It’s been a month since Avihai Brodutch spoke with his wife, Hagar. Hamas gunmen took her and their three children into Gaza in their deadly assault on Israeli villages on Oct 7.
Brodutch, 42, describes 31 days of agony, not knowing how his family is being treated and feeling powerless to help.
“My kids, they’re so young, and they’ve done nothing wrong to anybody,” he said of his 10-year-old daughter Ofri and sons Yuval, eight, and Uriah, four.
His family was abducted from Kfar Aza, a kibbutz around 3 km (2 miles) from Gaza. It was one of the communities hit hardest in Hamas’s attack when hundreds of gunmen infiltrated Israeli towns, villages and army bases near the border, killing around 1,400 people and taking at least 240 hostages.
In response, Israel has launched an air, land and sea offensive which has so far killed more than 10,000 Palestinians, according to the health ministry in the Hamas-run Gaza Strip.
All he can do now, Brodutch says, is tell his family’s story, wherever he can, to whomever he can. In his mind, he says he calls up memories of his wife and him at their children’s birth.
“Sometimes, I think of that feeling when my kids were born and being with them. I really miss them. So, now I’ve got nothing,” he said while children ran around the hotel garden of Shefayim, an Israeli kibbutz which is hosting many survivors, including Brodutch.

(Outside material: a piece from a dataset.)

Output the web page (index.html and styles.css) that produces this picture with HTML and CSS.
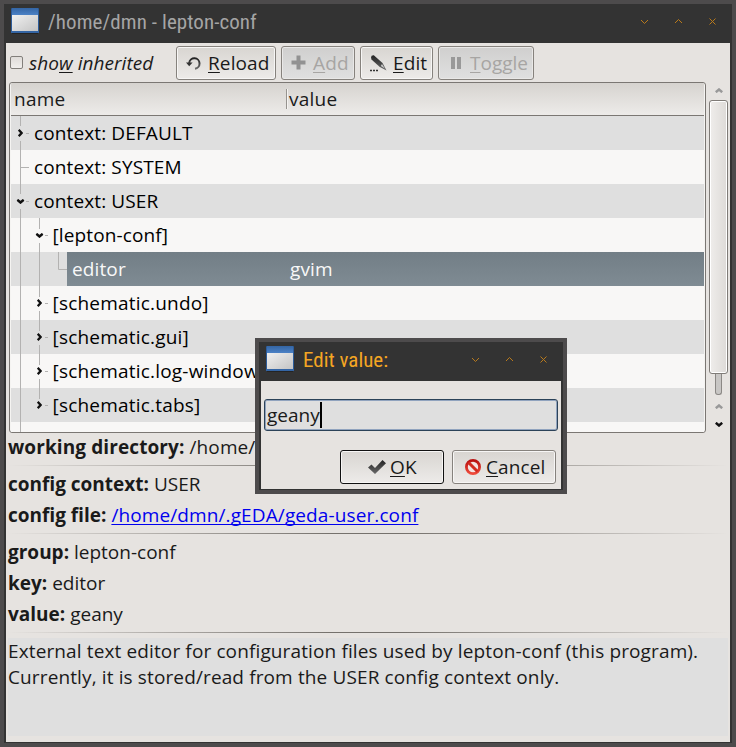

As the attack began, Brodutch’s family took refuge in their safe room. They were soon joined by their neighbour’s daughter who had fled to their house after her parents were killed. Brodutch himself went outside to see what he could do to help as the gunmen rampaged in the kibbutz.
He kept in touch with Hagar over text messages, all the while assuring each other they were okay.
“And then at around 11 am, I texted her again, that I’m fine, how is she doing? And she just answered, somebody’s coming in. And that’s the last message I got from her,” said Brodutch.
He was evacuated a few hours later, sure that his family was dead. Only the following day did he get word that they had been taken hostage to Gaza, together with the neighbour’s daughter.
Brodutch was thrilled to learn his family was alive. But as the days went by with no sign of their release, he began to feel desperate and set off to the Israeli defence headquarters in Tel Aviv.
Sitting on a white plastic chair, a sign that said “My family is in Gaza” and joined by the family dog Rodney, he launched a one-man vigil that soon became a daily encampment for Israelis calling on leaders to secure the hostages’ release.
“With this war going on right now, I’m not sure it’s even possible,” said Brodutch, an agronomist studying to be a nurse.
“Everybody just wanted vengeance at first. They wanted retaliation, which is human I guess. But I hope it ends. It’s just a cycle that keeps going on and on. I’m a part of it, and my kids and wife are part of it. And they shouldn’t be.”
“Maybe there’s something new that should be done. We’re so close. Even the religions are close, Islam and Judaism. I know there’s a solution. You just have to look for it.”